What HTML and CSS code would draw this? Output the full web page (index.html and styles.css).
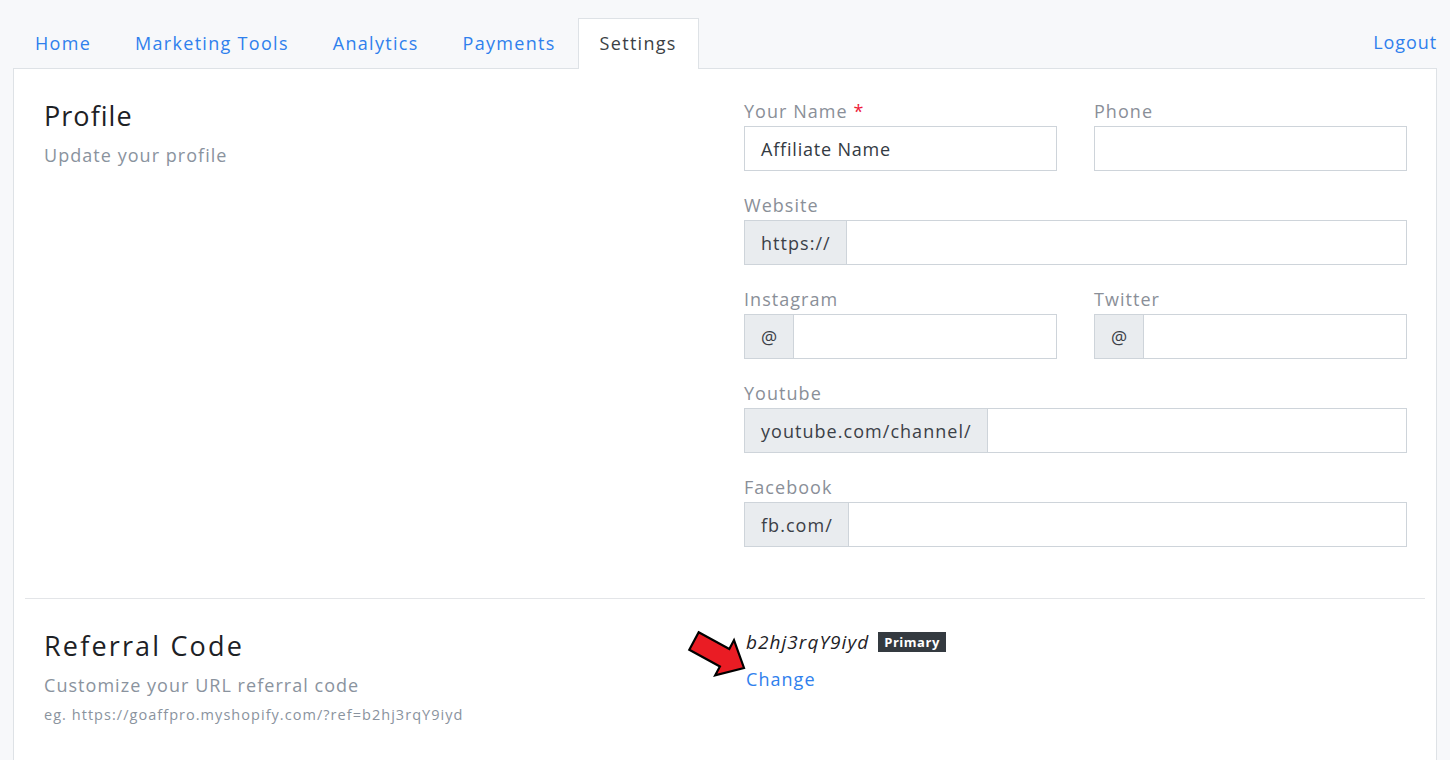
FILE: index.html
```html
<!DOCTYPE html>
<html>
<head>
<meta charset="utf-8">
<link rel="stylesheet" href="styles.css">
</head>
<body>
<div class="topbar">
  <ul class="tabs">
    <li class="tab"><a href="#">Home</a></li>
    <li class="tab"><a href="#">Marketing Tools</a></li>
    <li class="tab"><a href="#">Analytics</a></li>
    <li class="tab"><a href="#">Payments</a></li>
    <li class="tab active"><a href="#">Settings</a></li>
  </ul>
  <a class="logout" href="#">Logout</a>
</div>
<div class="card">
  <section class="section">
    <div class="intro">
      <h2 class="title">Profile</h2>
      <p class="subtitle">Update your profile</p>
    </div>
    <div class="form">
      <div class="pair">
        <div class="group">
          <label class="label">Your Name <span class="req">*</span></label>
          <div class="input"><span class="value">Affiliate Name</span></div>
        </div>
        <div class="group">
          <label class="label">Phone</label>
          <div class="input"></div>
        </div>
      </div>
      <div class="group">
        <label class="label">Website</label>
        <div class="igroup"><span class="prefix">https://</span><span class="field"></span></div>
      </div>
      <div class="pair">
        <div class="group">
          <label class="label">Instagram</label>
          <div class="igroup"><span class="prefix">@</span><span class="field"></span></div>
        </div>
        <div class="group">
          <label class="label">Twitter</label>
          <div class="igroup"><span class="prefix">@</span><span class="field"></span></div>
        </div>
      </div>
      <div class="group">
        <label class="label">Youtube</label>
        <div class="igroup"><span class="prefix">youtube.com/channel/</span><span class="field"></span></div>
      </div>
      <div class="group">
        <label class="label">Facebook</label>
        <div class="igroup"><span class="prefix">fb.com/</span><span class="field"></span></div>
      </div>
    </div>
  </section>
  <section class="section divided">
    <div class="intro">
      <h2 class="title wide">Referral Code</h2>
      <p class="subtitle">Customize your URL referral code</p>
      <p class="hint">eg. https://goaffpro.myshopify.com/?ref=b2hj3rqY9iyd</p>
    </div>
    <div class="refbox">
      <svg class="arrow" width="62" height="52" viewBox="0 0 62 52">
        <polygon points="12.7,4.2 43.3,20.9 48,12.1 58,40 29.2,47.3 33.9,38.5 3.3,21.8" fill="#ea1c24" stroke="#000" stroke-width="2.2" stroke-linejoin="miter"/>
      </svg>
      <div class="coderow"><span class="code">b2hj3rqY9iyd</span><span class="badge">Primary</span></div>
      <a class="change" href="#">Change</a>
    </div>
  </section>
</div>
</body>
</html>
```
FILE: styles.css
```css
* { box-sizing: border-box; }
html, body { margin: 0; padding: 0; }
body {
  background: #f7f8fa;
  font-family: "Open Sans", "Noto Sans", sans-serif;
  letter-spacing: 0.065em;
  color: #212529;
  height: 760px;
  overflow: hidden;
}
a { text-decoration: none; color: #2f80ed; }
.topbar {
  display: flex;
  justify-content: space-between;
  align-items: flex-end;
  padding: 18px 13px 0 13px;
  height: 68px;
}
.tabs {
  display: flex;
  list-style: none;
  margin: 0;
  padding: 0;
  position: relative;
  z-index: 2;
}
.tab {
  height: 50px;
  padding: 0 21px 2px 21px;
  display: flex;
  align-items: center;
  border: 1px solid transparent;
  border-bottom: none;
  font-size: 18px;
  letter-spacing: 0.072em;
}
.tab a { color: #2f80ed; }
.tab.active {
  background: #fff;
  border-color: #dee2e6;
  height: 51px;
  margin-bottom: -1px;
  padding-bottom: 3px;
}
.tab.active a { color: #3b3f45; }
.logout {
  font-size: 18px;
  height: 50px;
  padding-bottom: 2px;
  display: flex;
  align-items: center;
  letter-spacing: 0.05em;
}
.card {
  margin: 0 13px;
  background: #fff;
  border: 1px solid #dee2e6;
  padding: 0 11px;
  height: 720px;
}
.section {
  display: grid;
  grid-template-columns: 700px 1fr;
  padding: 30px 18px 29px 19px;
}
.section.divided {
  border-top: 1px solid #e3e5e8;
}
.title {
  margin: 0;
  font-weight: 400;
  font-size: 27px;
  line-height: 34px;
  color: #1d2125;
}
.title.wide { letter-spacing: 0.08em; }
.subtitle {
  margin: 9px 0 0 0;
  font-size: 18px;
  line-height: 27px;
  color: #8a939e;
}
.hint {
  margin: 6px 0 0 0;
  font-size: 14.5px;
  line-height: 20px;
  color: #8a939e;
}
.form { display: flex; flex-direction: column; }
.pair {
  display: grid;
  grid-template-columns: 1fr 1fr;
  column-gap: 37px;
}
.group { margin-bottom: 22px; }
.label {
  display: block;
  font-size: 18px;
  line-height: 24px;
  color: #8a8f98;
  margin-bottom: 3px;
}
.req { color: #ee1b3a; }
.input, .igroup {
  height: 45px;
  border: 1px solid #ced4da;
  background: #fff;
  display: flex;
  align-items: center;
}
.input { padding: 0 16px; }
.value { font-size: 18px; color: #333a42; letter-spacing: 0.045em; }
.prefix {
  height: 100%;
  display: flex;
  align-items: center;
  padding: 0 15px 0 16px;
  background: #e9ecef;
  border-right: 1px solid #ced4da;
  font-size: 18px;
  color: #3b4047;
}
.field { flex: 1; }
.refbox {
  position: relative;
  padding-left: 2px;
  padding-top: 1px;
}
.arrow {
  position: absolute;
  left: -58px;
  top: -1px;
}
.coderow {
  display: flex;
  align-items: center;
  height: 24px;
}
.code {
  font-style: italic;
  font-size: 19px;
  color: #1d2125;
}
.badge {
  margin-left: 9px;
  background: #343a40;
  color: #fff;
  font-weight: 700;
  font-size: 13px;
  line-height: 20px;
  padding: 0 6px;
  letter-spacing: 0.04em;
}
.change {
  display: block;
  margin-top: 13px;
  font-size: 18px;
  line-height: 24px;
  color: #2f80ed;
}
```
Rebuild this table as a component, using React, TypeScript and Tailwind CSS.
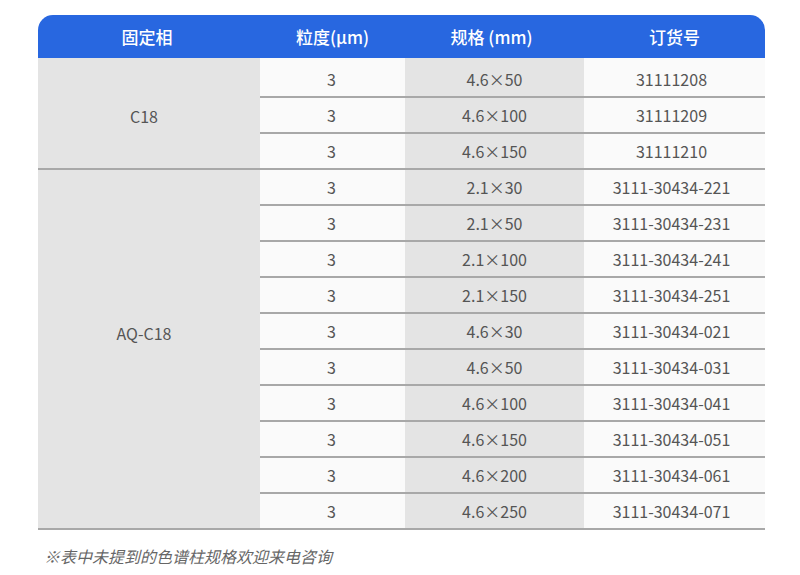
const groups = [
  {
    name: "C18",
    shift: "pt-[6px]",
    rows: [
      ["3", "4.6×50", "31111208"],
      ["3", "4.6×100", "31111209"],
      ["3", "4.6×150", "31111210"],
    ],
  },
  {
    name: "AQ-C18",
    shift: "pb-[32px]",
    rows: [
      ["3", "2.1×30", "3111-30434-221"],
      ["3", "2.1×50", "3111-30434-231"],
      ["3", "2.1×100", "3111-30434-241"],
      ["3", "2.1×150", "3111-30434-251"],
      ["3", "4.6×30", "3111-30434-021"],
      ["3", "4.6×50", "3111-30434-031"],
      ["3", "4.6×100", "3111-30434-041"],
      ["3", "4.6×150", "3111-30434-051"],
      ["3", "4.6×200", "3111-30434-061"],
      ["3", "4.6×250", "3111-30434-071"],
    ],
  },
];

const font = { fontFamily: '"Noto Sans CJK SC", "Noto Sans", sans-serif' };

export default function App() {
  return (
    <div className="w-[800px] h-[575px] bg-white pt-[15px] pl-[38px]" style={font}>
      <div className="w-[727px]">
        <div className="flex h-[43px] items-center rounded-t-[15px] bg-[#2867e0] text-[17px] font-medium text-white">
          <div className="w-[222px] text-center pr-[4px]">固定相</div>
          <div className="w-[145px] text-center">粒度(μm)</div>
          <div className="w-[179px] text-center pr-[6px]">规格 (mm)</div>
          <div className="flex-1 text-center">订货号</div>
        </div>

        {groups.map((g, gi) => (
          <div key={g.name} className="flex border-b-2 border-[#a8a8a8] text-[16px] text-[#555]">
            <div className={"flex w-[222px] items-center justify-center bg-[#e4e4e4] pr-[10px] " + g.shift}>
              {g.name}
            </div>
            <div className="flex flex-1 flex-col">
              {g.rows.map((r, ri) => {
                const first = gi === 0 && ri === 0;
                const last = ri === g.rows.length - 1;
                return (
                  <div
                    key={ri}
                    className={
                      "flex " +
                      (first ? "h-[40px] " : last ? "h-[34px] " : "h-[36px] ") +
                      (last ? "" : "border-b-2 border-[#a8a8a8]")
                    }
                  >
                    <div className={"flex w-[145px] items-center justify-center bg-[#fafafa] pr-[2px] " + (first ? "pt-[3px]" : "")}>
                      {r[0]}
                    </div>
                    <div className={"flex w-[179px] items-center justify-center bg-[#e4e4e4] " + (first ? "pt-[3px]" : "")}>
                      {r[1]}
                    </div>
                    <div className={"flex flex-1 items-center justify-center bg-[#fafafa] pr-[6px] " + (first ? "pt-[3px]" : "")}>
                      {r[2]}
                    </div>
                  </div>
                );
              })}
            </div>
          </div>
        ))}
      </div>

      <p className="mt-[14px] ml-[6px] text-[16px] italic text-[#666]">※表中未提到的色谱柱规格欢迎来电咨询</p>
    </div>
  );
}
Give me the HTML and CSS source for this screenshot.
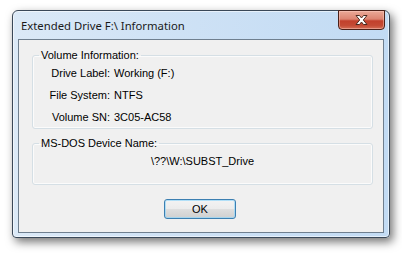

----

Find every line in the records above that holds the word "index", and copy each one.

Exercise answer ▸
What HTML and CSS code would draw this? Output the full web page (index.html and styles.css).
FILE: index.html
  z-index: 2;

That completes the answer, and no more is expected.